25 июня 1857 добрый друг Бодлера Пуле-Маласси выпустил книгу Бодлера «Цветы зла». Не хочется писать «сборник»: столь целостную книгу, состоящую из пригнанных друг к другу стихотворений, не во всякой литературе найдешь. Разумеется были тут и все милые сердцу поэта лесбиянки и вампиры. Гром, разумеется, грянул; по решению суда весь нераспроданный тираж был арестован. 21 августа 1857 — «за оскорбление общественной морали» Бодлер приговорен трибуналом департамента Сена к штрафу в 300 франков и к запрету шести наиболее «безнравственных» поэм. Виктор Гюго почти сразу поздравил Бодлера: находясь в эмиграции на острове Гернси он считал, что Бодлеру присуждена редкая награда, по сути дела — терновый венец. Отчасти так это и было, но автора мало утешало. Именно Виктор Гюго написал предисловие к брошюре Бодлера о Теофиле Готье, использовав уже упомянутую и ставшую знаменитой формулу — «новый трепет». Слово Гюго стоило дорого, но… он находился в эмиграции, а Бодлер — в Париже.

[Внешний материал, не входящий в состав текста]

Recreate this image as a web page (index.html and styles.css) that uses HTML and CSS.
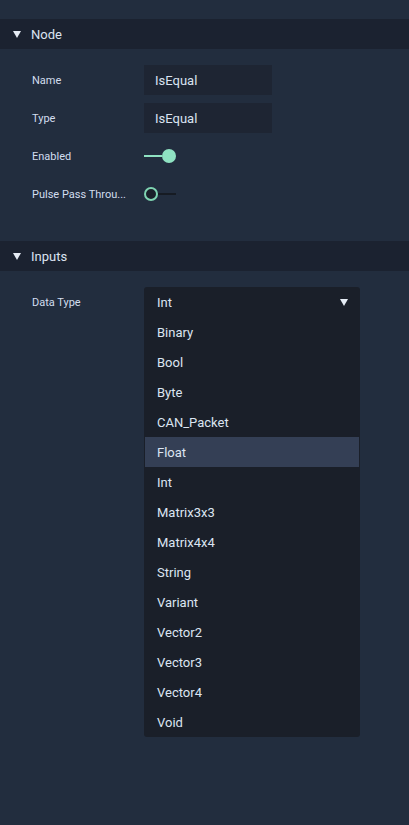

В книге по первоначальному замыслу ровно сто стихотворений — в 1857 году. Но в 1861 году появилось второе издание той же книги: из нее были изъяты шесть стихотворений, запрещенные постановлением императорского суда (и находившиеся под формальным запретом во Франции до 1949 года!), — зато в книгу было добавлено тридцать пять новых. Здесь, надо отметить, суд сыграл над книгой то ли злую, то ли в чем-то счастливую шутку: он разрушил нумерологическую магию Бодлера. Если нужно переиздавать книгу без шести осужденных стихотворений, то зачем дальнейшее втискивание в определенное количество, которого все равно никто не заметит? В 1859 году Бодлер пишет свое прославленное «Плаванье», посвященное Максиму Дюкану, и превращает его в «замковый камень» книги — оно традиционно стоит в ней последним. Нам в России повезло вдвойне: у нас есть феноменальный перевод Марины Цветаевой. Кстати, в Париже это стихотворение вряд ли возникло бы: поэт создал его в Онфлёре, Кальвадос, гостя у овдовевшей матери. Онфлёр же — старинный, хоть и утративший значение из-за ила морской порт в устье Сены, близ моря. Море — тот единственный пейзаж, который радостен поэту. Разумеется, помимо пейзажа городского. Об этом Бодлер неоднократно писал прямым текстом.